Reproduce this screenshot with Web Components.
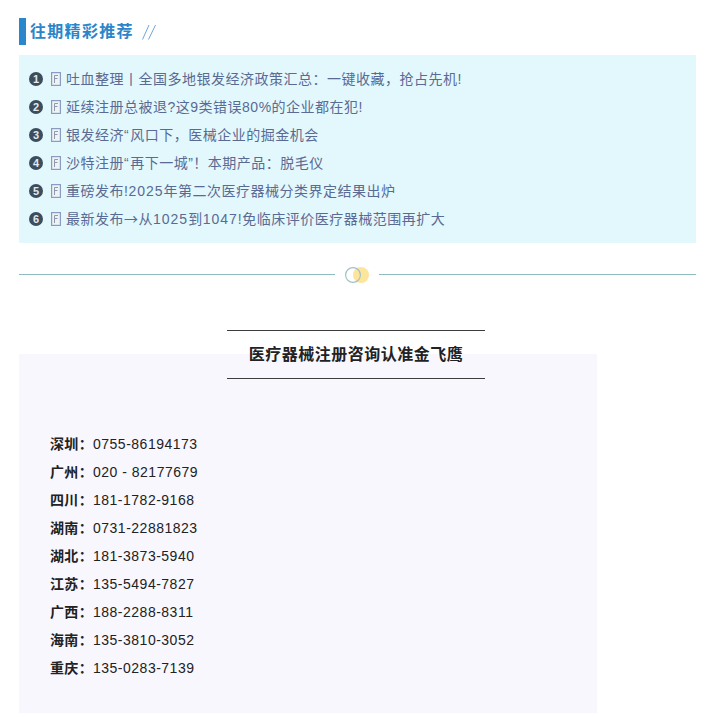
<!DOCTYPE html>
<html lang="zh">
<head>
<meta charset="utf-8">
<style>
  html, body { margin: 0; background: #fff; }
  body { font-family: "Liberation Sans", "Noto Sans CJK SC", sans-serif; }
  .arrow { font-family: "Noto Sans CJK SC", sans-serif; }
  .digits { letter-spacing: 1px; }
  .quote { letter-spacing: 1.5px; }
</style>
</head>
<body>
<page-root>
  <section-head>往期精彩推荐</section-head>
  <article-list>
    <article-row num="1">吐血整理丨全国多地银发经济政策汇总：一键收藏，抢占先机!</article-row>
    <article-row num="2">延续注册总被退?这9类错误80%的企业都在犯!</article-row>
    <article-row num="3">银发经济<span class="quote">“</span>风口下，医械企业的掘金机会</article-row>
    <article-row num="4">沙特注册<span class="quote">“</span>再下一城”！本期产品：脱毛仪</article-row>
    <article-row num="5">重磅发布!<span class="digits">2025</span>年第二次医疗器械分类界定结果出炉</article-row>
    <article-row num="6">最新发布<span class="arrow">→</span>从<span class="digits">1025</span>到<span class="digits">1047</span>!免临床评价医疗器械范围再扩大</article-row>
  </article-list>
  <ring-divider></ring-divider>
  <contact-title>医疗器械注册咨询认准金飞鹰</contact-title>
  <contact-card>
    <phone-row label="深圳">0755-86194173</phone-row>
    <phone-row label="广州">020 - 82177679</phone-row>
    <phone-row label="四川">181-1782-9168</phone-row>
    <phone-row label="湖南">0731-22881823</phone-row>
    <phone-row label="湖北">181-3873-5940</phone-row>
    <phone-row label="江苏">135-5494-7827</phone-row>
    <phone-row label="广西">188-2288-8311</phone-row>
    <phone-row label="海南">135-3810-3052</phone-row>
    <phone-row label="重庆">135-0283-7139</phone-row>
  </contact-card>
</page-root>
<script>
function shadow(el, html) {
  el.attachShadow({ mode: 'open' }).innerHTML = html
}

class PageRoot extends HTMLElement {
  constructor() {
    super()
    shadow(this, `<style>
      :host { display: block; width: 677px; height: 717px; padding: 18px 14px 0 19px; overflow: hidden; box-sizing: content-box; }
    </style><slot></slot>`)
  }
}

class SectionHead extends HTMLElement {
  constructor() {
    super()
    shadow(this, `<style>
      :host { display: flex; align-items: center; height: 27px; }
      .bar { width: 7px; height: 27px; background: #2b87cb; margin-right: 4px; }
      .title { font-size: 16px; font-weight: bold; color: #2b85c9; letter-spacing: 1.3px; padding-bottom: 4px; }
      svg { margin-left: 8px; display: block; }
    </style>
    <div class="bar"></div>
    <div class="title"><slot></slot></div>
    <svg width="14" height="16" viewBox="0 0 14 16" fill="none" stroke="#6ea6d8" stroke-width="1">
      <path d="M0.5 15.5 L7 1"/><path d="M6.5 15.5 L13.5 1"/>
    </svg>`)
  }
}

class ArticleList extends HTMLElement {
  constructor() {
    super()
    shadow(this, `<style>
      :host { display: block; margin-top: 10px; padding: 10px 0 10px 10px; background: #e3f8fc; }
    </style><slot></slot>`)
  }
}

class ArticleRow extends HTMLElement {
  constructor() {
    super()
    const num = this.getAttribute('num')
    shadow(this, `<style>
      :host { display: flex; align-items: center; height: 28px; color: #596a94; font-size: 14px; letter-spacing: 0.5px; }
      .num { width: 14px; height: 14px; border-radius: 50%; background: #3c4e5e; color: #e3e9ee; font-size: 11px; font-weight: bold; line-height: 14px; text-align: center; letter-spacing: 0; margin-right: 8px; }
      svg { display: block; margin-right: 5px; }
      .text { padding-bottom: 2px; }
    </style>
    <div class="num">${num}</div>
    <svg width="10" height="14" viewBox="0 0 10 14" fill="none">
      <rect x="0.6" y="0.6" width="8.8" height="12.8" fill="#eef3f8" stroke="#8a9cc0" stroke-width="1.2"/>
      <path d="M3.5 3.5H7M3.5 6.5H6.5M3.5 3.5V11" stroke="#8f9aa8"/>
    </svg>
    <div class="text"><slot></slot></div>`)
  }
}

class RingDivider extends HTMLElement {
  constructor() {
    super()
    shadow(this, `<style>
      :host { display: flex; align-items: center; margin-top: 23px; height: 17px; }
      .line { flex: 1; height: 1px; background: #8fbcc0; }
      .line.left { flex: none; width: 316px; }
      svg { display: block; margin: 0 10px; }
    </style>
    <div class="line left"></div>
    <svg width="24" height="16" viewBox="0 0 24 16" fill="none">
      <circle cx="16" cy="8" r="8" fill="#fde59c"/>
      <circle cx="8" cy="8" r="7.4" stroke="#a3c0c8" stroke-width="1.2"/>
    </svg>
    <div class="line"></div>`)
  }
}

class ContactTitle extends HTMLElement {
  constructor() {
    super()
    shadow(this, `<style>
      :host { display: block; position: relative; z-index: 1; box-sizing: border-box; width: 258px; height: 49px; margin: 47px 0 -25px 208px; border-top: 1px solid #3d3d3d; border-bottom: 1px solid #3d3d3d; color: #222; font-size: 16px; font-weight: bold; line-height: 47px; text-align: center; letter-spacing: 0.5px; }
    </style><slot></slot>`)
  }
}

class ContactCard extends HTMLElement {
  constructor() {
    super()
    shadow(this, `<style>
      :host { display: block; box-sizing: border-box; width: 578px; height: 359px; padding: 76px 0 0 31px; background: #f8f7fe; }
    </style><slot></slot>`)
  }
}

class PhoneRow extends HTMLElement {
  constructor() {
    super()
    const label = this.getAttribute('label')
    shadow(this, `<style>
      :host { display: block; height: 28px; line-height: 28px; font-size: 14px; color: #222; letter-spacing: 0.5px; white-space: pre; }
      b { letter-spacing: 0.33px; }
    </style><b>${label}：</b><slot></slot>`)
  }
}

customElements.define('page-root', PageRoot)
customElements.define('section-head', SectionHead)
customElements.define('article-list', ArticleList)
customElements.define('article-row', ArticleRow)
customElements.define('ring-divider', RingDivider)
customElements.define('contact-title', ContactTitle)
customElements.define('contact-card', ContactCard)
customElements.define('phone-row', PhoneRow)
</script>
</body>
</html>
★ ★ ★ ★ ★
Request:
Each line of the material must be retyped exactly, except that images are omitted.

Exercise result:
Reproduce this screenshot with Web Components.
<!DOCTYPE html>
<html lang="zh">
<head>
<meta charset="utf-8">
<style>
  html, body { margin: 0; background: #fff; }
  body { font-family: "Liberation Sans", "Noto Sans CJK SC", sans-serif; }
  .arrow { font-family: "Noto Sans CJK SC", sans-serif; }
  .digits { letter-spacing: 1px; }
  .quote { letter-spacing: 1.5px; }
</style>
</head>
<body>
<page-root>
  <section-head>往期精彩推荐</section-head>
  <article-list>
    <article-row num="1">吐血整理丨全国多地银发经济政策汇总：一键收藏，抢占先机!</article-row>
    <article-row num="2">延续注册总被退?这9类错误80%的企业都在犯!</article-row>
    <article-row num="3">银发经济<span class="quote">“</span>风口下，医械企业的掘金机会</article-row>
    <article-row num="4">沙特注册<span class="quote">“</span>再下一城”！本期产品：脱毛仪</article-row>
    <article-row num="5">重磅发布!<span class="digits">2025</span>年第二次医疗器械分类界定结果出炉</article-row>
    <article-row num="6">最新发布<span class="arrow">→</span>从<span class="digits">1025</span>到<span class="digits">1047</span>!免临床评价医疗器械范围再扩大</article-row>
  </article-list>
  <ring-divider></ring-divider>
  <contact-title>医疗器械注册咨询认准金飞鹰</contact-title>
  <contact-card>
    <phone-row label="深圳">0755-86194173</phone-row>
    <phone-row label="广州">020 - 82177679</phone-row>
    <phone-row label="四川">181-1782-9168</phone-row>
    <phone-row label="湖南">0731-22881823</phone-row>
    <phone-row label="湖北">181-3873-5940</phone-row>
    <phone-row label="江苏">135-5494-7827</phone-row>
    <phone-row label="广西">188-2288-8311</phone-row>
    <phone-row label="海南">135-3810-3052</phone-row>
    <phone-row label="重庆">135-0283-7139</phone-row>
  </contact-card>
</page-root>
<script>
function shadow(el, html) {
  el.attachShadow({ mode: 'open' }).innerHTML = html
}

class PageRoot extends HTMLElement {
  constructor() {
    super()
    shadow(this, `<style>
      :host { display: block; width: 677px; height: 717px; padding: 18px 14px 0 19px; overflow: hidden; box-sizing: content-box; }
    </style><slot></slot>`)
  }
}

class SectionHead extends HTMLElement {
  constructor() {
    super()
    shadow(this, `<style>
      :host { display: flex; align-items: center; height: 27px; }
      .bar { width: 7px; height: 27px; background: #2b87cb; margin-right: 4px; }
      .title { font-size: 16px; font-weight: bold; color: #2b85c9; letter-spacing: 1.3px; padding-bottom: 4px; }
      svg { margin-left: 8px; display: block; }
    </style>
    <div class="bar"></div>
    <div class="title"><slot></slot></div>
    <svg width="14" height="16" viewBox="0 0 14 16" fill="none" stroke="#6ea6d8" stroke-width="1">
      <path d="M0.5 15.5 L7 1"/><path d="M6.5 15.5 L13.5 1"/>
    </svg>`)
  }
}

class ArticleList extends HTMLElement {
  constructor() {
    super()
    shadow(this, `<style>
      :host { display: block; margin-top: 10px; padding: 10px 0 10px 10px; background: #e3f8fc; }
    </style><slot></slot>`)
  }
}

class ArticleRow extends HTMLElement {
  constructor() {
    super()
    const num = this.getAttribute('num')
    shadow(this, `<style>
      :host { display: flex; align-items: center; height: 28px; color: #596a94; font-size: 14px; letter-spacing: 0.5px; }
      .num { width: 14px; height: 14px; border-radius: 50%; background: #3c4e5e; color: #e3e9ee; font-size: 11px; font-weight: bold; line-height: 14px; text-align: center; letter-spacing: 0; margin-right: 8px; }
      svg { display: block; margin-right: 5px; }
      .text { padding-bottom: 2px; }
    </style>
    <div class="num">${num}</div>
    <svg width="10" height="14" viewBox="0 0 10 14" fill="none">
      <rect x="0.6" y="0.6" width="8.8" height="12.8" fill="#eef3f8" stroke="#8a9cc0" stroke-width="1.2"/>
      <path d="M3.5 3.5H7M3.5 6.5H6.5M3.5 3.5V11" stroke="#8f9aa8"/>
    </svg>
    <div class="text"><slot></slot></div>`)
  }
}

class RingDivider extends HTMLElement {
  constructor() {
    super()
    shadow(this, `<style>
      :host { display: flex; align-items: center; margin-top: 23px; height: 17px; }
      .line { flex: 1; height: 1px; background: #8fbcc0; }
      .line.left { flex: none; width: 316px; }
      svg { display: block; margin: 0 10px; }
    </style>
    <div class="line left"></div>
    <svg width="24" height="16" viewBox="0 0 24 16" fill="none">
      <circle cx="16" cy="8" r="8" fill="#fde59c"/>
      <circle cx="8" cy="8" r="7.4" stroke="#a3c0c8" stroke-width="1.2"/>
    </svg>
    <div class="line"></div>`)
  }
}

class ContactTitle extends HTMLElement {
  constructor() {
    super()
    shadow(this, `<style>
      :host { display: block; position: relative; z-index: 1; box-sizing: border-box; width: 258px; height: 49px; margin: 47px 0 -25px 208px; border-top: 1px solid #3d3d3d; border-bottom: 1px solid #3d3d3d; color: #222; font-size: 16px; font-weight: bold; line-height: 47px; text-align: center; letter-spacing: 0.5px; }
    </style><slot></slot>`)
  }
}

class ContactCard extends HTMLElement {
  constructor() {
    super()
    shadow(this, `<style>
      :host { display: block; box-sizing: border-box; width: 578px; height: 359px; padding: 76px 0 0 31px; background: #f8f7fe; }
    </style><slot></slot>`)
  }
}

class PhoneRow extends HTMLElement {
  constructor() {
    super()
    const label = this.getAttribute('label')
    shadow(this, `<style>
      :host { display: block; height: 28px; line-height: 28px; font-size: 14px; color: #222; letter-spacing: 0.5px; white-space: pre; }
      b { letter-spacing: 0.33px; }
    </style><b>${label}：</b><slot></slot>`)
  }
}

customElements.define('page-root', PageRoot)
customElements.define('section-head', SectionHead)
customElements.define('article-list', ArticleList)
customElements.define('article-row', ArticleRow)
customElements.define('ring-divider', RingDivider)
customElements.define('contact-title', ContactTitle)
customElements.define('contact-card', ContactCard)
customElements.define('phone-row', PhoneRow)
</script>
</body>
</html>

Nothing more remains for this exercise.